╭─ Supplied information
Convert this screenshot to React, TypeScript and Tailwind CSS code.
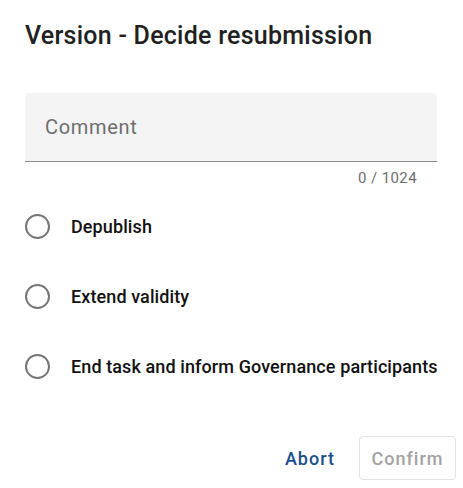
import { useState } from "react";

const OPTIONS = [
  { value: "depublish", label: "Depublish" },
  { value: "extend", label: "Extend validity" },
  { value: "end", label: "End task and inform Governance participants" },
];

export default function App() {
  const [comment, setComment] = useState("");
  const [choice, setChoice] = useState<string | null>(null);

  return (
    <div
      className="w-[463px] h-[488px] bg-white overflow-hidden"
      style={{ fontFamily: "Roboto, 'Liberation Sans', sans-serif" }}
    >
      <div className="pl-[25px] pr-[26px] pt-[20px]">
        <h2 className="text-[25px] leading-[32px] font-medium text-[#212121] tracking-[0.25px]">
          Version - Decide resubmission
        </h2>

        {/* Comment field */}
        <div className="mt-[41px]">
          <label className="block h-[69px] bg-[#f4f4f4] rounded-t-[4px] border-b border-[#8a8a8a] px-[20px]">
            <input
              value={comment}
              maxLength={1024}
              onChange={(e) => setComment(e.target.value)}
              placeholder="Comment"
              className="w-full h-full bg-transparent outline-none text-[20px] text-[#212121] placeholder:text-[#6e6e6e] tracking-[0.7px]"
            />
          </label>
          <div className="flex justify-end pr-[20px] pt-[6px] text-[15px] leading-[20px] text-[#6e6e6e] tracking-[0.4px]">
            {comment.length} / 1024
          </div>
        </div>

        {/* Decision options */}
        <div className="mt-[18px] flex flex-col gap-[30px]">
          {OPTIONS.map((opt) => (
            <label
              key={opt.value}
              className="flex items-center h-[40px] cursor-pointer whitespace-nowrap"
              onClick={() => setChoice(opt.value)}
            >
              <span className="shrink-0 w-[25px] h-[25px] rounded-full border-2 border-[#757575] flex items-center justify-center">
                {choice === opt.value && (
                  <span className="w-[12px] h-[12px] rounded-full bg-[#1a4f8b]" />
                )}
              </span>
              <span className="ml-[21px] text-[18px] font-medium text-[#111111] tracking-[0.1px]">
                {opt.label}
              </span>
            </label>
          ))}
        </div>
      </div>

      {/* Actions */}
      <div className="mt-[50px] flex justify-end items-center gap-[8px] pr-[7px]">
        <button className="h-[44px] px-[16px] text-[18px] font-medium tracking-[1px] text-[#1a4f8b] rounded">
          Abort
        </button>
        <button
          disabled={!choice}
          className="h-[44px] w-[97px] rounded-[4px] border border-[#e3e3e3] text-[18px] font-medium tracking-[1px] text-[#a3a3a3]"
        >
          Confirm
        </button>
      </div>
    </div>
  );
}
╰─
◆ What you have to do ◆
Omit every picture, then reproduce the rest of the listing exactly.

◆ Solution to this exercise ◆
Convert this screenshot to React, TypeScript and Tailwind CSS code.
import { useState } from "react";

const OPTIONS = [
  { value: "depublish", label: "Depublish" },
  { value: "extend", label: "Extend validity" },
  { value: "end", label: "End task and inform Governance participants" },
];

export default function App() {
  const [comment, setComment] = useState("");
  const [choice, setChoice] = useState<string | null>(null);

  return (
    <div
      className="w-[463px] h-[488px] bg-white overflow-hidden"
      style={{ fontFamily: "Roboto, 'Liberation Sans', sans-serif" }}
    >
      <div className="pl-[25px] pr-[26px] pt-[20px]">
        <h2 className="text-[25px] leading-[32px] font-medium text-[#212121] tracking-[0.25px]">
          Version - Decide resubmission
        </h2>

        {/* Comment field */}
        <div className="mt-[41px]">
          <label className="block h-[69px] bg-[#f4f4f4] rounded-t-[4px] border-b border-[#8a8a8a] px-[20px]">
            <input
              value={comment}
              maxLength={1024}
              onChange={(e) => setComment(e.target.value)}
              placeholder="Comment"
              className="w-full h-full bg-transparent outline-none text-[20px] text-[#212121] placeholder:text-[#6e6e6e] tracking-[0.7px]"
            />
          </label>
          <div className="flex justify-end pr-[20px] pt-[6px] text-[15px] leading-[20px] text-[#6e6e6e] tracking-[0.4px]">
            {comment.length} / 1024
          </div>
        </div>

        {/* Decision options */}
        <div className="mt-[18px] flex flex-col gap-[30px]">
          {OPTIONS.map((opt) => (
            <label
              key={opt.value}
              className="flex items-center h-[40px] cursor-pointer whitespace-nowrap"
              onClick={() => setChoice(opt.value)}
            >
              <span className="shrink-0 w-[25px] h-[25px] rounded-full border-2 border-[#757575] flex items-center justify-center">
                {choice === opt.value && (
                  <span className="w-[12px] h-[12px] rounded-full bg-[#1a4f8b]" />
                )}
              </span>
              <span className="ml-[21px] text-[18px] font-medium text-[#111111] tracking-[0.1px]">
                {opt.label}
              </span>
            </label>
          ))}
        </div>
      </div>

      {/* Actions */}
      <div className="mt-[50px] flex justify-end items-center gap-[8px] pr-[7px]">
        <button className="h-[44px] px-[16px] text-[18px] font-medium tracking-[1px] text-[#1a4f8b] rounded">
          Abort
        </button>
        <button
          disabled={!choice}
          className="h-[44px] w-[97px] rounded-[4px] border border-[#e3e3e3] text-[18px] font-medium tracking-[1px] text-[#a3a3a3]"
        >
          Confirm
        </button>
      </div>
    </div>
  );
}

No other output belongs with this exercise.